Bu durumda yaşam hakkının korunmasına yönelik tedbirler maksimum seviyede alınmaz ise özellikle risk grubunda yer alan yurttaşların yaşam hakları ihlal edilir. Burada sorumluluk hem devletlerde hem de Hacı Zübeyir amca gibi yurttaşlardadır. Yani bu ihlalin bir tarafı bu sefer birey ve toplum da olabilmektedir.

Ancak devlet tarafından ivedilikle atılması gereken adımların başında cezaevlerindeki tutuklu ve hükümlülere yönelik düzenleme olmalıdır.

Onların yaşam hakkı devlet tarafından pozitif yükümlülüğe tabidir. Devlet onlar için derhal somut adımlar atmalıdır.

Mahpusların dış dünya ile tek iletişim yolu olan avukat ve yakınlarıyla görüş ve ziyaret haklarının kısıtlanması ile koruyucu ve önleyici tedbirlerin tam olarak sağlandığını söylemek güçtür.

Bu, amaca uygun bir tedbir değildir. Dış dünya ile tek temas yolu olan bu hakkın ellerinden alınarak fiziksel sağlıkları kısmen sağlansa da, bu kısıtlamanın mahpuslar ve yakınlarını ruhsal açıdan bir yıkıma uğratma riskini de barındırmaktadır.

Kaldı ki virüs sadece mahpus yakınları tarafından değil, infaz koruma personeli ve diğer güvenlik personeli tarafından da cezaevine taşınabilecektir.

Ayrıca bu salgın nedeniyle cezaevinde yaşamını yitiren biri olursa devletin Avrupa İnsan Hakları Sözleşmenin 2'nci maddesi bağlamında sorumluluğu doğar.

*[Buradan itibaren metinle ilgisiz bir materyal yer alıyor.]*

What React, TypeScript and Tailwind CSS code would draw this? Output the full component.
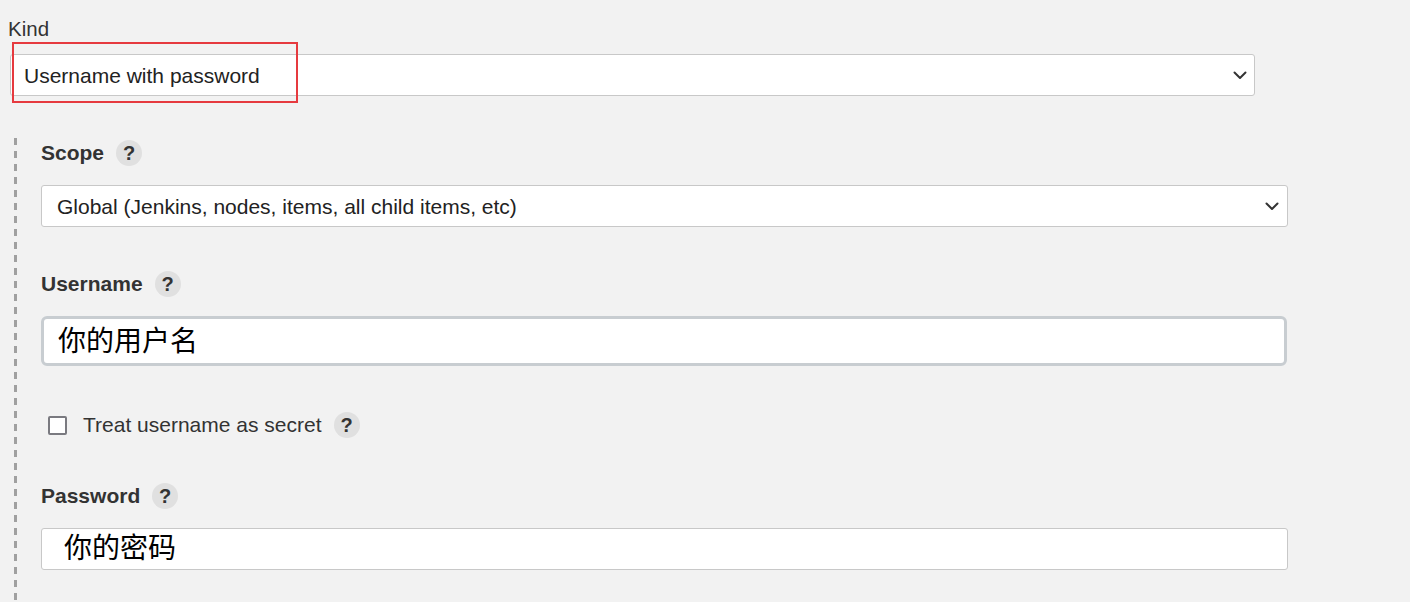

Yine birçok yurttaş yüklü miktarda tazminatlar devletten tahsil edebilir. Her ne kadar mahpusların tahliyesi ile ilgili yasal bir düzenleme gündemde olsa bile mahpuslar arasında ayırım yapmak yaşam hakkının ihlali ile ilgili ciddi hak ihlallerine neden olabilir.

Önümüzdeki günlerde yasal düzenleme meclisten geçtikten sonra tartışmanın boyutu daha da değişebilir. Ancak hiçbir tedbir yaşam hakkından önemli değildir. 

Bu olağanüstü koşullarda herkesin unuttuğu ve devletin yaşam hakkı yönünden pozitif yükümlülükle sorumlu olduğu; çalışmak zorunda kalan işçiler, hiçbir geliri olmayan binlerce yoksul yurttaş ve memlekette yaşayan binlerce göçmen-mültecinin yaşam hakkı unutulmamalıdır. 

Ben de ciddi sağlık sorunlarına sahip bir birey olarak bu süreçte hem sorumlu hem de risk grubundayım.

Avukat olma sürecim; üniversite sınavını kazanmaktan bugüne kadar hep sağlık sorunları engeliyle yani büyük bir mücadeleyle geçti.

Bu kadar zorluğa rağmen yaşam hakkımın, diğer risk grubundakiler gibi, güvence altına alınması kaçınılmazdır. 

"Bana hiç bir şey olmaz!" deme;

Sana olmazsa benim gibi risk grubunda olan birçok yurttaşa bir şeyler olur.

Yaşam hakkımdan önce devlet sonra bana hiçbir şey olmaz diyenler sorumludur. 

Lütfen evinizde kalın, ellerinizi sürekli yıkayın, toplu olarak bir arada bulunmayın, Sağlık Bakanlığı'nın talimatlarını yerine getirin.

Çünkü önce kendi sağlığınızdan sonra, risk grubunda olan çevrenizden ve benim gibi birçok yurttaşın hayatından siz sorumlusunuz. 

 

 

*Bu makalede yer alan fikirler yazara aittir ve Independent Türkçe’nin editöryal politikasını yansıtmayabilir.